*SOURCE MATERIAL*.

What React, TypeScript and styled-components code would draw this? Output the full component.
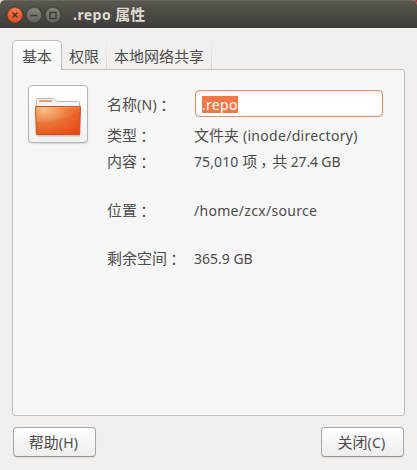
import React from 'react';
import styled, { createGlobalStyle } from 'styled-components';

const Global = createGlobalStyle`
  * { box-sizing: border-box; }
  body { margin: 0; background: linear-gradient(90deg, #d3d6d8 50%, #b3312a 50%); }
`;

const Window = styled.main`
  width: 417px;
  height: 470px;
  display: flex;
  flex-direction: column;
  background: #f1f0ee;
  color: #4c4c4c;
  font: 15px/20px "Noto Sans", "Noto Sans CJK SC", sans-serif;
  border-radius: 5px 5px 0 0;
  overflow: hidden;
  white-space: pre;
`;

const TitleBar = styled.header`
  height: 28px;
  flex: none;
  display: flex;
  align-items: center;
  gap: 3px;
  padding-left: 7px;
  background: linear-gradient(#59564e, #3d3c38);
  border-top: 1px solid #69665d;
`;

const WindowButton = styled.button<{ $close?: boolean }>`
  width: 16px;
  height: 16px;
  padding: 0;
  display: grid;
  place-items: center;
  border: 1px solid ${p => (p.$close ? '#a84429' : '#55534d')};
  border-radius: 50%;
  background: ${p => (p.$close ? 'linear-gradient(#f5794f, #e3511f)' : 'linear-gradient(#86847c, #66645e)')};
  box-shadow: 0 0 0 0.5px #34332f;
`;

const Title = styled.h1`
  margin: 0 0 0 9px;
  font: 700 14px/20px "Noto Sans", "Noto Sans CJK SC", sans-serif;
  letter-spacing: 0.45px;
  color: #dfdbd2;
`;

const TitleHan = styled.span`
  font-size: 15px;
  letter-spacing: 0;
`;

const Latin = styled.span<{ $track?: number }>`
  font-family: "Noto Sans", sans-serif;
  font-size: 14px;
  letter-spacing: ${p => p.$track ?? 0}px;
`;

const Punct = styled.span<{ $comma?: boolean }>`
  display: inline-block;
  height: 15px;
  line-height: 15px;
  transform: ${p => (p.$comma ? 'translate(-1px, 4px)' : 'translate(-0.5px, 1px)')};
  font-family: "Noto Sans CJK TC", sans-serif;
`;

const Tabs = styled.nav`
  height: 30px;
  flex: none;
  display: flex;
  align-items: flex-end;
  margin: 12px 12px -1px;
  position: relative;
`;

const Tab = styled.div<{ $active?: boolean; $width: number }>`
  width: ${p => p.$width}px;
  height: 30px;
  padding: ${p => (p.$active ? '5px 0 0 9px' : '6px 0 0 7px')};
  border: 1px solid ${p => (p.$active ? '#c2bfbb' : 'transparent')};
  border-bottom: 0;
  border-radius: ${p => (p.$active ? '5px 5px 0 0' : '0')};
  background: ${p => (p.$active ? 'linear-gradient(#fafafa, #f6f6f6)' : 'none')};
  ${p => !p.$active && 'height: 29px; margin-bottom: 1px; border-image: linear-gradient(#f1f0ee, #d9d7d4) 1; border-width: 0 1px 0 0;'}
`;

const Panel = styled.section`
  width: 393px;
  height: 347px;
  flex: none;
  display: flex;
  margin-left: 12px;
  padding: 15px 0 0 15px;
  border: 1px solid #c2bfbb;
  border-radius: 0 3px 3px 3px;
  background: #f6f6f6;
`;

const IconButton = styled.button`
  width: 60px;
  height: 58px;
  flex: none;
  padding: 0;
  border: 1px solid #b5b5b5;
  border-radius: 4px;
  background: linear-gradient(#fff, #f1f1f1);
  box-shadow: 0 1px 1px #d8d8d8;
`;

const Fields = styled.dl`
  margin: 5px 0 0 19px;
  display: grid;
  grid-template-columns: 87px 189px;
  grid-template-rows: 31px 26px 49px 48px 28px;
  align-content: start;
`;

const Label = styled.dt`
  height: 28px;
  line-height: 28px;
`;

const Value = styled.dd`
  margin: 0;
  height: 28px;
  line-height: 28px;
`;

const NameInput = styled.div`
  height: 27px;
  margin-left: 1px;
  padding: 4px 6px;
  line-height: 17px;
  border: 1px solid #e58d6c;
  border-radius: 4px;
  background: linear-gradient(#f4f4f4, #fff 8px);
  box-shadow: inset 0 0 1px #f0a184;
`;

const Selection = styled.span`
  display: block;
  width: 36px;
  height: 17px;
  margin-top: 1px;
  background: #f07746;
  color: #fff;
`;

const Footer = styled.footer`
  display: flex;
  justify-content: space-between;
  padding: 11px 13px 0;
`;

const Button = styled.button`
  width: 83px;
  height: 30px;
  padding: 0 2px 0 0;
  border: 1px solid #a9a7a5;
  border-bottom-color: #979593;
  border-radius: 4px;
  background: linear-gradient(#fff, #ededed);
  box-shadow: 0 1px 1px #dfdddb;
  color: #4c4c4c;
  font: 15px/20px "Noto Sans", "Noto Sans CJK SC", sans-serif;
`;

const Folder = () => (
  <svg width="58" height="56" viewBox="0 0 58 56">
    <defs>
      <radialGradient id="front" cx=".2" cy=".1" r="1">
        <stop offset="0" stopColor="#f4c186" />
        <stop offset=".5" stopColor="#ed7f42" />
        <stop offset="1" stopColor="#e64b16" />
      </radialGradient>
      <linearGradient id="shade" x2="0" y2="1">
        <stop offset="0" stopColor="#d84b14" stopOpacity=".28" />
        <stop offset="1" stopColor="#e9571d" stopOpacity=".1" />
      </linearGradient>
    </defs>
    <path d="M7.5 48V13.5q0-1 1-1h16l4 3h21q1 0 1 1V48" fill="#f5f5f5" stroke="#b9b9b9" />
    <path d="M10 15h13" stroke="#ef9b69" strokeWidth="2" />
    <path d="M8 49.7h43" stroke="#c9c2bf" strokeWidth="1.5" />
    <path d="M6.5 20.5h45l-.8 28H7.3z" fill="url(#front)" stroke="#d4511d" />
    <path d="M7 36q25-1 44-10l-.8 22H7.5z" fill="url(#shade)" />
    <path d="M7.5 21.5h43" stroke="#f8bf91" opacity=".4" />
  </svg>
);

const controls = [
  { name: '关闭', d: 'M4.5 4.5l5 5M9.5 4.5l-5 5' },
  { name: '最小化', d: 'M3.5 7.5h7' },
  { name: '最大化', d: 'M4 4.5h6v6h-6z' },
];

export default function App() {
  return (
    <>
      <Global />
      <Window>
        <TitleBar>
          {controls.map((c, i) => (
            <WindowButton key={c.name} $close={i === 0} aria-label={c.name}>
              <svg width="14" height="14" viewBox="0 0 14 14">
                <path d={c.d} fill="none" stroke="#3b3a36" strokeWidth="1.3" />
              </svg>
            </WindowButton>
          ))}
          <Title>.repo <TitleHan>属性</TitleHan></Title>
        </TitleBar>
        <Tabs>
          <Tab $active $width={50}>基本</Tab>
          <Tab $width={45}>权限</Tab>
          <Tab $width={105}>本地网络共享</Tab>
        </Tabs>
        <Panel>
          <IconButton><Folder /></IconButton>
          <Fields>
            <Label>名称<Latin $track={0.3}>(N)</Latin><Punct>：</Punct></Label>
            <Value><NameInput><Selection><Latin $track={0.3}>.repo</Latin></Selection></NameInput></Value>
            <Label>类型<Punct>：</Punct></Label>
            <Value>文件夹<Latin $track={0.3}> (inode/directory)</Latin></Value>
            <Label>内容<Punct>：</Punct></Label>
            <Value><Latin $track={0.1}>75,010 </Latin>项<Punct $comma>，</Punct>共<Latin $track={-0.15}> 27.4 GB</Latin></Value>
            <Label>位置<Punct>：</Punct></Label>
            <Value><Latin $track={0.3}>/home/zcx/source</Latin></Value>
            <Label>剩余空间<Punct>：</Punct></Label>
            <Value><Latin>365.9 GB</Latin></Value>
          </Fields>
        </Panel>
        <Footer>
          <Button>帮助<Latin $track={0.3}>(H)</Latin></Button>
          <Button>关闭<Latin $track={0.3}>(C)</Latin></Button>
        </Footer>
      </Window>
    </>
  );
}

*TASK BRIEF*.
Write out the listing word for word, omitting the pictures it holds.

*ANSWER*.
What React, TypeScript and styled-components code would draw this? Output the full component.
import React from 'react';
import styled, { createGlobalStyle } from 'styled-components';

const Global = createGlobalStyle`
  * { box-sizing: border-box; }
  body { margin: 0; background: linear-gradient(90deg, #d3d6d8 50%, #b3312a 50%); }
`;

const Window = styled.main`
  width: 417px;
  height: 470px;
  display: flex;
  flex-direction: column;
  background: #f1f0ee;
  color: #4c4c4c;
  font: 15px/20px "Noto Sans", "Noto Sans CJK SC", sans-serif;
  border-radius: 5px 5px 0 0;
  overflow: hidden;
  white-space: pre;
`;

const TitleBar = styled.header`
  height: 28px;
  flex: none;
  display: flex;
  align-items: center;
  gap: 3px;
  padding-left: 7px;
  background: linear-gradient(#59564e, #3d3c38);
  border-top: 1px solid #69665d;
`;

const WindowButton = styled.button<{ $close?: boolean }>`
  width: 16px;
  height: 16px;
  padding: 0;
  display: grid;
  place-items: center;
  border: 1px solid ${p => (p.$close ? '#a84429' : '#55534d')};
  border-radius: 50%;
  background: ${p => (p.$close ? 'linear-gradient(#f5794f, #e3511f)' : 'linear-gradient(#86847c, #66645e)')};
  box-shadow: 0 0 0 0.5px #34332f;
`;

const Title = styled.h1`
  margin: 0 0 0 9px;
  font: 700 14px/20px "Noto Sans", "Noto Sans CJK SC", sans-serif;
  letter-spacing: 0.45px;
  color: #dfdbd2;
`;

const TitleHan = styled.span`
  font-size: 15px;
  letter-spacing: 0;
`;

const Latin = styled.span<{ $track?: number }>`
  font-family: "Noto Sans", sans-serif;
  font-size: 14px;
  letter-spacing: ${p => p.$track ?? 0}px;
`;

const Punct = styled.span<{ $comma?: boolean }>`
  display: inline-block;
  height: 15px;
  line-height: 15px;
  transform: ${p => (p.$comma ? 'translate(-1px, 4px)' : 'translate(-0.5px, 1px)')};
  font-family: "Noto Sans CJK TC", sans-serif;
`;

const Tabs = styled.nav`
  height: 30px;
  flex: none;
  display: flex;
  align-items: flex-end;
  margin: 12px 12px -1px;
  position: relative;
`;

const Tab = styled.div<{ $active?: boolean; $width: number }>`
  width: ${p => p.$width}px;
  height: 30px;
  padding: ${p => (p.$active ? '5px 0 0 9px' : '6px 0 0 7px')};
  border: 1px solid ${p => (p.$active ? '#c2bfbb' : 'transparent')};
  border-bottom: 0;
  border-radius: ${p => (p.$active ? '5px 5px 0 0' : '0')};
  background: ${p => (p.$active ? 'linear-gradient(#fafafa, #f6f6f6)' : 'none')};
  ${p => !p.$active && 'height: 29px; margin-bottom: 1px; border-image: linear-gradient(#f1f0ee, #d9d7d4) 1; border-width: 0 1px 0 0;'}
`;

const Panel = styled.section`
  width: 393px;
  height: 347px;
  flex: none;
  display: flex;
  margin-left: 12px;
  padding: 15px 0 0 15px;
  border: 1px solid #c2bfbb;
  border-radius: 0 3px 3px 3px;
  background: #f6f6f6;
`;

const IconButton = styled.button`
  width: 60px;
  height: 58px;
  flex: none;
  padding: 0;
  border: 1px solid #b5b5b5;
  border-radius: 4px;
  background: linear-gradient(#fff, #f1f1f1);
  box-shadow: 0 1px 1px #d8d8d8;
`;

const Fields = styled.dl`
  margin: 5px 0 0 19px;
  display: grid;
  grid-template-columns: 87px 189px;
  grid-template-rows: 31px 26px 49px 48px 28px;
  align-content: start;
`;

const Label = styled.dt`
  height: 28px;
  line-height: 28px;
`;

const Value = styled.dd`
  margin: 0;
  height: 28px;
  line-height: 28px;
`;

const NameInput = styled.div`
  height: 27px;
  margin-left: 1px;
  padding: 4px 6px;
  line-height: 17px;
  border: 1px solid #e58d6c;
  border-radius: 4px;
  background: linear-gradient(#f4f4f4, #fff 8px);
  box-shadow: inset 0 0 1px #f0a184;
`;

const Selection = styled.span`
  display: block;
  width: 36px;
  height: 17px;
  margin-top: 1px;
  background: #f07746;
  color: #fff;
`;

const Footer = styled.footer`
  display: flex;
  justify-content: space-between;
  padding: 11px 13px 0;
`;

const Button = styled.button`
  width: 83px;
  height: 30px;
  padding: 0 2px 0 0;
  border: 1px solid #a9a7a5;
  border-bottom-color: #979593;
  border-radius: 4px;
  background: linear-gradient(#fff, #ededed);
  box-shadow: 0 1px 1px #dfdddb;
  color: #4c4c4c;
  font: 15px/20px "Noto Sans", "Noto Sans CJK SC", sans-serif;
`;

const Folder = () => (
  <svg width="58" height="56" viewBox="0 0 58 56">
    <defs>
      <radialGradient id="front" cx=".2" cy=".1" r="1">
        <stop offset="0" stopColor="#f4c186" />
        <stop offset=".5" stopColor="#ed7f42" />
        <stop offset="1" stopColor="#e64b16" />
      </radialGradient>
      <linearGradient id="shade" x2="0" y2="1">
        <stop offset="0" stopColor="#d84b14" stopOpacity=".28" />
        <stop offset="1" stopColor="#e9571d" stopOpacity=".1" />
      </linearGradient>
    </defs>
    <path d="M7.5 48V13.5q0-1 1-1h16l4 3h21q1 0 1 1V48" fill="#f5f5f5" stroke="#b9b9b9" />
    <path d="M10 15h13" stroke="#ef9b69" strokeWidth="2" />
    <path d="M8 49.7h43" stroke="#c9c2bf" strokeWidth="1.5" />
    <path d="M6.5 20.5h45l-.8 28H7.3z" fill="url(#front)" stroke="#d4511d" />
    <path d="M7 36q25-1 44-10l-.8 22H7.5z" fill="url(#shade)" />
    <path d="M7.5 21.5h43" stroke="#f8bf91" opacity=".4" />
  </svg>
);

const controls = [
  { name: '关闭', d: 'M4.5 4.5l5 5M9.5 4.5l-5 5' },
  { name: '最小化', d: 'M3.5 7.5h7' },
  { name: '最大化', d: 'M4 4.5h6v6h-6z' },
];

export default function App() {
  return (
    <>
      <Global />
      <Window>
        <TitleBar>
          {controls.map((c, i) => (
            <WindowButton key={c.name} $close={i === 0} aria-label={c.name}>
              <svg width="14" height="14" viewBox="0 0 14 14">
                <path d={c.d} fill="none" stroke="#3b3a36" strokeWidth="1.3" />
              </svg>
            </WindowButton>
          ))}
          <Title>.repo <TitleHan>属性</TitleHan></Title>
        </TitleBar>
        <Tabs>
          <Tab $active $width={50}>基本</Tab>
          <Tab $width={45}>权限</Tab>
          <Tab $width={105}>本地网络共享</Tab>
        </Tabs>
        <Panel>
          <IconButton><Folder /></IconButton>
          <Fields>
            <Label>名称<Latin $track={0.3}>(N)</Latin><Punct>：</Punct></Label>
            <Value><NameInput><Selection><Latin $track={0.3}>.repo</Latin></Selection></NameInput></Value>
            <Label>类型<Punct>：</Punct></Label>
            <Value>文件夹<Latin $track={0.3}> (inode/directory)</Latin></Value>
            <Label>内容<Punct>：</Punct></Label>
            <Value><Latin $track={0.1}>75,010 </Latin>项<Punct $comma>，</Punct>共<Latin $track={-0.15}> 27.4 GB</Latin></Value>
            <Label>位置<Punct>：</Punct></Label>
            <Value><Latin $track={0.3}>/home/zcx/source</Latin></Value>
            <Label>剩余空间<Punct>：</Punct></Label>
            <Value><Latin>365.9 GB</Latin></Value>
          </Fields>
        </Panel>
        <Footer>
          <Button>帮助<Latin $track={0.3}>(H)</Latin></Button>
          <Button>关闭<Latin $track={0.3}>(C)</Latin></Button>
        </Footer>
      </Window>
    </>
  );
}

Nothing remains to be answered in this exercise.